Set task: Send each entry back exactly as given, pictures excluded.

Raw records:
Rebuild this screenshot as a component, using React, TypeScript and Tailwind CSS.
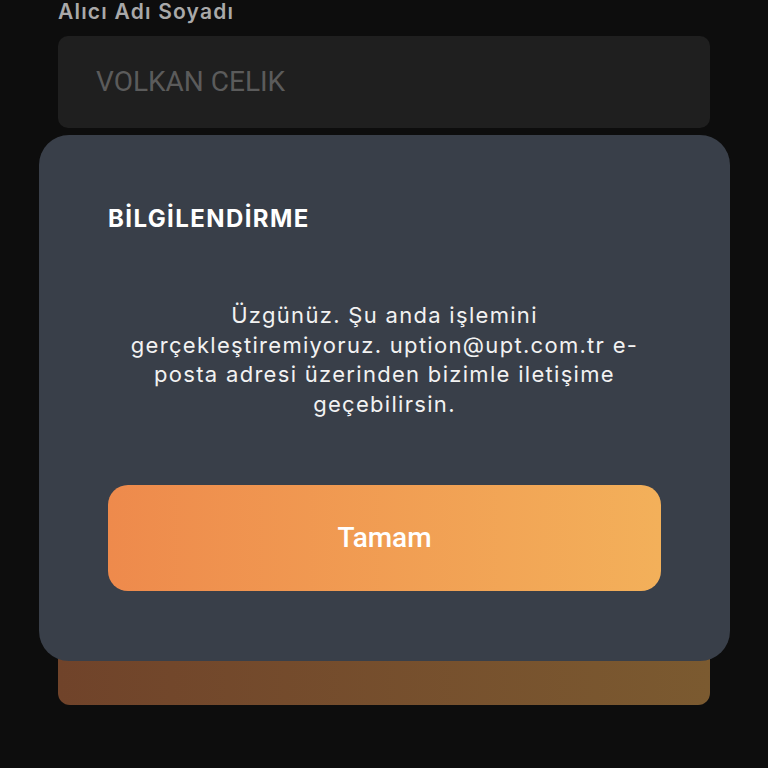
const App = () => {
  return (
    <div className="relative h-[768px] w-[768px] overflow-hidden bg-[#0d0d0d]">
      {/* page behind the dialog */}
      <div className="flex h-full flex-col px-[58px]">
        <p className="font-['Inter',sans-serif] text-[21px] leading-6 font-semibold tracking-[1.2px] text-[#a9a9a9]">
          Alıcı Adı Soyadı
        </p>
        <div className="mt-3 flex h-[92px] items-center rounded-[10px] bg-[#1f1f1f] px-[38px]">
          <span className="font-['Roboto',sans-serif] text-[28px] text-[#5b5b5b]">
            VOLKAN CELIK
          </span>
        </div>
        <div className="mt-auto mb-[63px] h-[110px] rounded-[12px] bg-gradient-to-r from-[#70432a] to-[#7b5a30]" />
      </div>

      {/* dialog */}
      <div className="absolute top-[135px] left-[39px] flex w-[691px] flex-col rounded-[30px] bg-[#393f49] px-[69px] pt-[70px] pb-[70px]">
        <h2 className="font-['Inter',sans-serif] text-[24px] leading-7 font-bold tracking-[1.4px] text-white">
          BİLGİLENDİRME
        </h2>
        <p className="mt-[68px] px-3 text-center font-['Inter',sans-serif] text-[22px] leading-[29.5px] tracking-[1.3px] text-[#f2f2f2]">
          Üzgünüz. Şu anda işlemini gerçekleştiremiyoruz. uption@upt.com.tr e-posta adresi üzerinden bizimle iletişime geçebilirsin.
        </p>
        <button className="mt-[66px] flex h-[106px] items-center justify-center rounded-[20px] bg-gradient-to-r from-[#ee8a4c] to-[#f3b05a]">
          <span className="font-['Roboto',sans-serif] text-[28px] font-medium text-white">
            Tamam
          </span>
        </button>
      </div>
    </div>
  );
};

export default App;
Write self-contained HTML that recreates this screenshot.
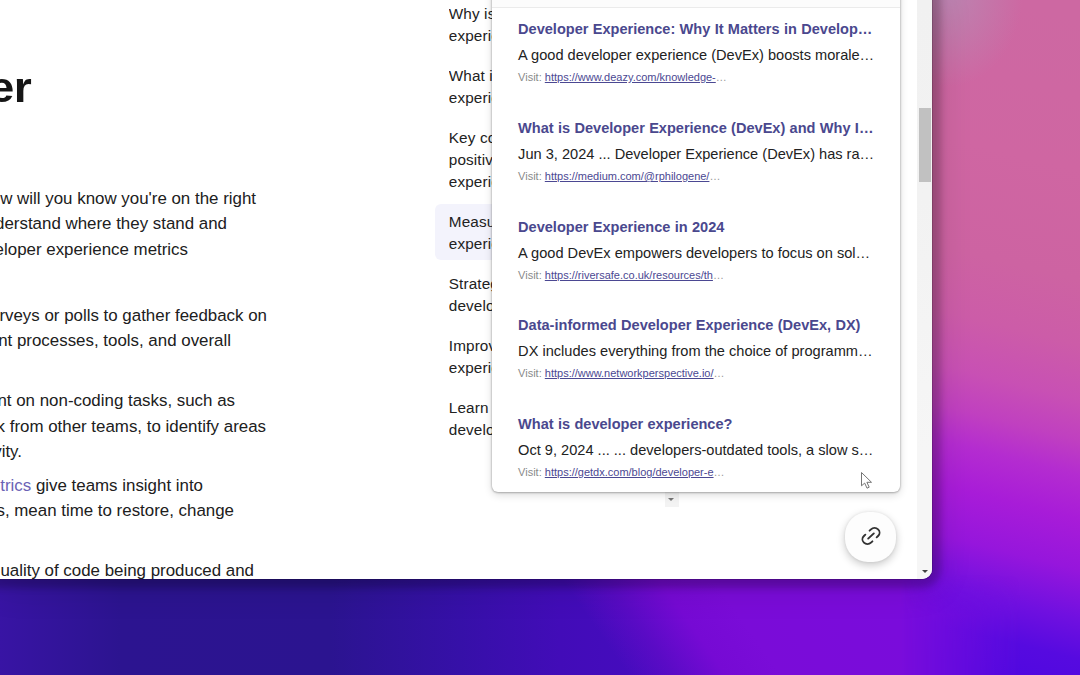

Exercise answer:
Rebuild this screenshot as a component, using React, TypeScript and Tailwind CSS.
const App = () => {
  return (
    <div className="relative h-[768px] w-[768px] overflow-hidden bg-[#0d0d0d]">
      {/* page behind the dialog */}
      <div className="flex h-full flex-col px-[58px]">
        <p className="font-['Inter',sans-serif] text-[21px] leading-6 font-semibold tracking-[1.2px] text-[#a9a9a9]">
          Alıcı Adı Soyadı
        </p>
        <div className="mt-3 flex h-[92px] items-center rounded-[10px] bg-[#1f1f1f] px-[38px]">
          <span className="font-['Roboto',sans-serif] text-[28px] text-[#5b5b5b]">
            VOLKAN CELIK
          </span>
        </div>
        <div className="mt-auto mb-[63px] h-[110px] rounded-[12px] bg-gradient-to-r from-[#70432a] to-[#7b5a30]" />
      </div>

      {/* dialog */}
      <div className="absolute top-[135px] left-[39px] flex w-[691px] flex-col rounded-[30px] bg-[#393f49] px-[69px] pt-[70px] pb-[70px]">
        <h2 className="font-['Inter',sans-serif] text-[24px] leading-7 font-bold tracking-[1.4px] text-white">
          BİLGİLENDİRME
        </h2>
        <p className="mt-[68px] px-3 text-center font-['Inter',sans-serif] text-[22px] leading-[29.5px] tracking-[1.3px] text-[#f2f2f2]">
          Üzgünüz. Şu anda işlemini gerçekleştiremiyoruz. uption@upt.com.tr e-posta adresi üzerinden bizimle iletişime geçebilirsin.
        </p>
        <button className="mt-[66px] flex h-[106px] items-center justify-center rounded-[20px] bg-gradient-to-r from-[#ee8a4c] to-[#f3b05a]">
          <span className="font-['Roboto',sans-serif] text-[28px] font-medium text-white">
            Tamam
          </span>
        </button>
      </div>
    </div>
  );
};

export default App;
Write self-contained HTML that recreates this screenshot.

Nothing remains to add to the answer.